Comparing this year’s Street View car photos with the ones I snapped in August 2018, I can say that Google has at least changed the make of the car carrying its panoramic camera mast, if almost nothing else.

Model behaviour of Google Street View cars

The Google Street View car seen a year ago on August 7th, 2018.

The Google Street View car that I photographed on August 7, 2018, passing through the westbound lane of West Broadway Avenue, was a 2017 Hyundai Elantra GT, bearing California license plates.

Previously, in 2014 and 2016, the Google Street View car that appeared in Vancouver had been a Subaru Impreza with Ontario licence plates and a vinyl livery combining Google company colours and mapping symbols.

The body of the Elantra was entirely sheathed in a striking, new-style vinyl wrap depicting a mountainous, cloud-shrouded, panoramic landscape and the camera mast atop the Elantra similarly represented a new generation of mapping capability.

This year’s model Google Street View car stopped at the light on West Broadway.

The Street View car I photographed Wednesday on West Broadway was—brand-wise at least—something different. It was a late model Honda HR-V. Style-wise, however, it was another snub-nosed hatchback, almost identical to the Hyundai Elantra GL.

The license plates on the Elantra had been from California but, like the previous Google Street View cars I had seen, the HR-V bore Ontario plates—in holders branded by the Ideal Honda dealership of Mississauga, Ontario.

Mississauga, by the way, is a suburb of Ontario’s capital Toronto and served as the Canadian home-away-from-home of Colonel Harland Sanders, of KFC fame, from 1965 to 1980.

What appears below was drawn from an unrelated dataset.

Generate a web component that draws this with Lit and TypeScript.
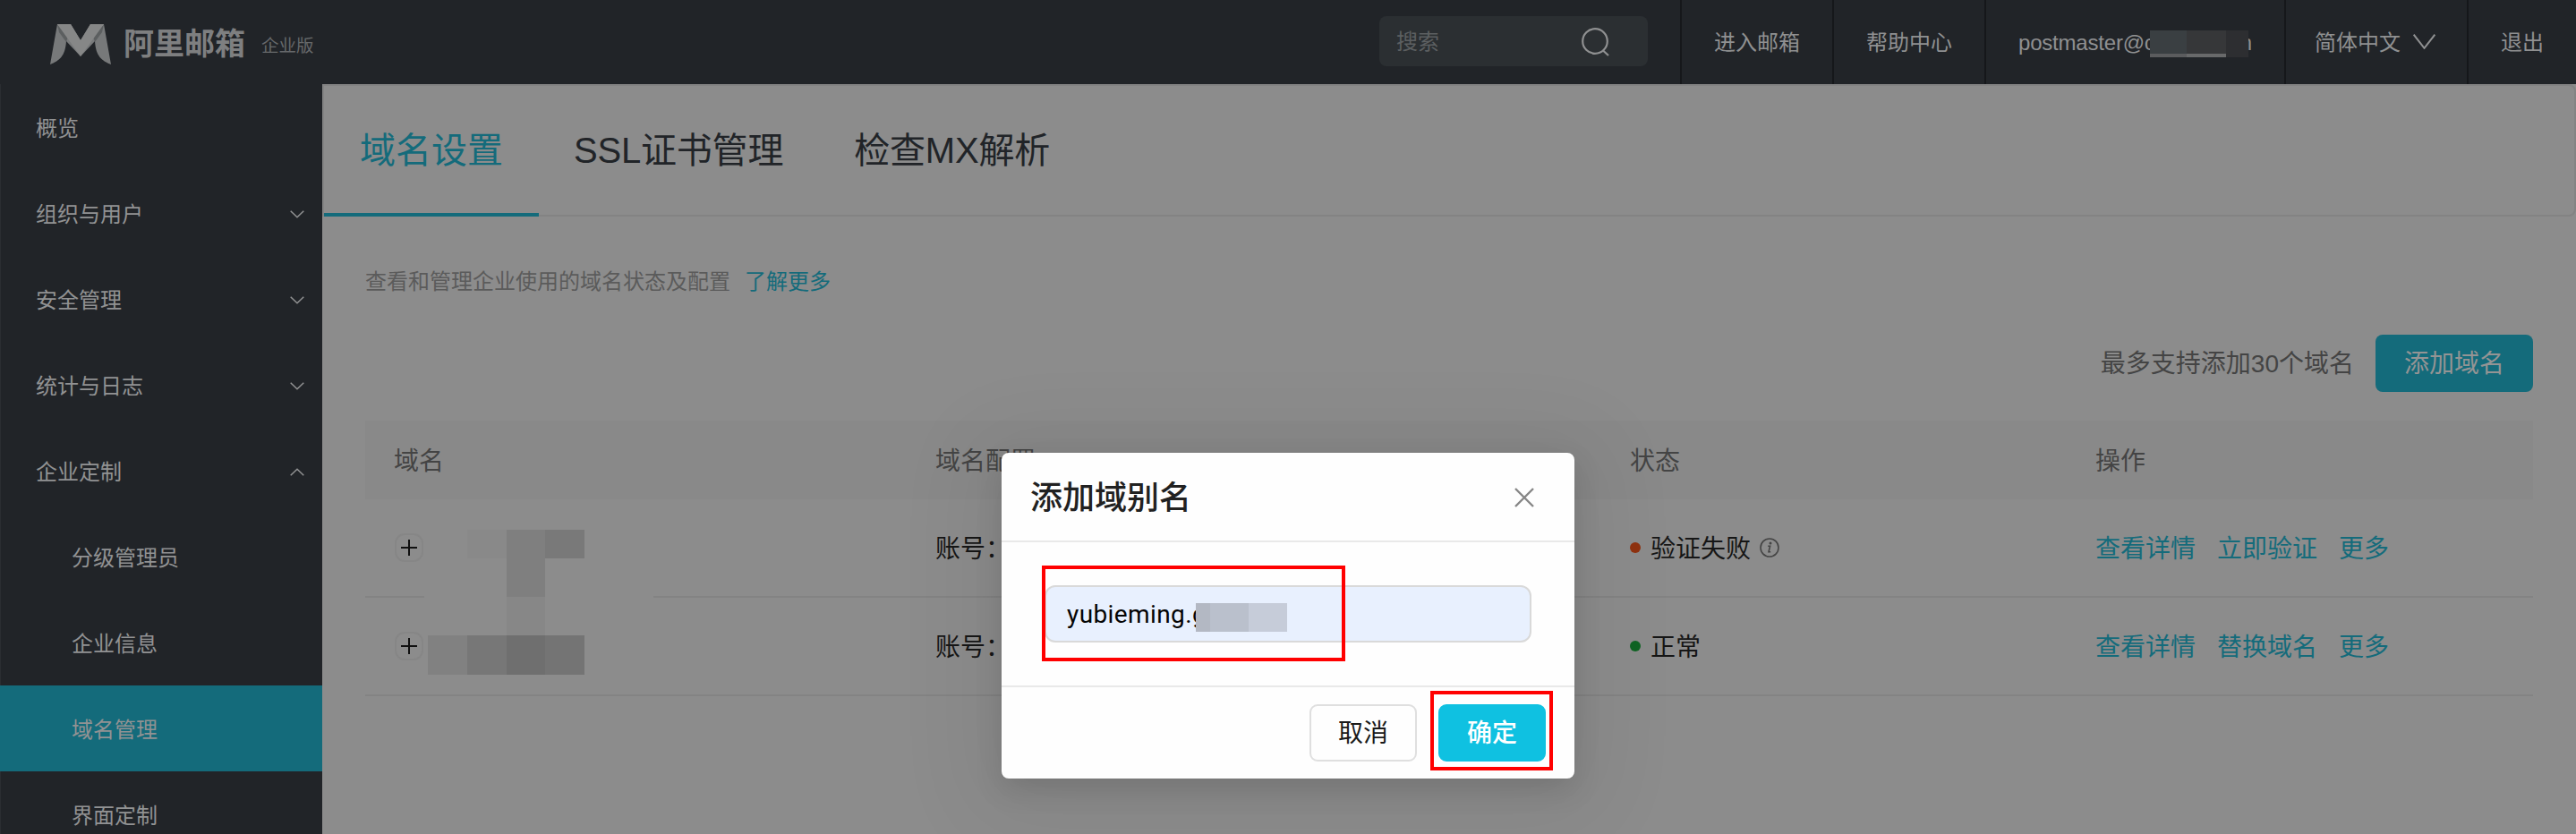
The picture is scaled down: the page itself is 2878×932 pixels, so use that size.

The Ontarian HR-V was wrapped in a panoramic view of different but similar terrain as the Elantra had been.

This was more-or-less the extent of the differences between the 2018 and 2019 versions of Google’s panoramic mapping car.

The number and shapes of components on the Honda HR-V’s camera mast appeared to be exactly the same as in 2018 and the white, square-tube, camera mast itself looked virtually identical. Only the feet on the ends of the four-legged mast stand differed slightly.

In 2018, the four legs resting on the roof of the Elantra ended in what looked like black caps. But the legs supporting the mast on the roof of the 2019 HR-V ended in flat, white, rectangular feet.

The only other thing I can say about this latest appearance of a Google Street View car is that it returned in less than 20 minutes through the eastbound lane of West Broadway.

There is no particular point in my marking these increasingly mundane periodic passages through Vancouver of mobile mapping platforms—whether Google’s today, or Apple’s in June, beyond the fact that they interest me.

Otherwise it’s just part of the way that I like to record the small, often cyclical, events that mark the passage of seasons and time in my world, such as the first wobbly wasp of spring, the first ripe fig of autumn, or the first snowfall of winter.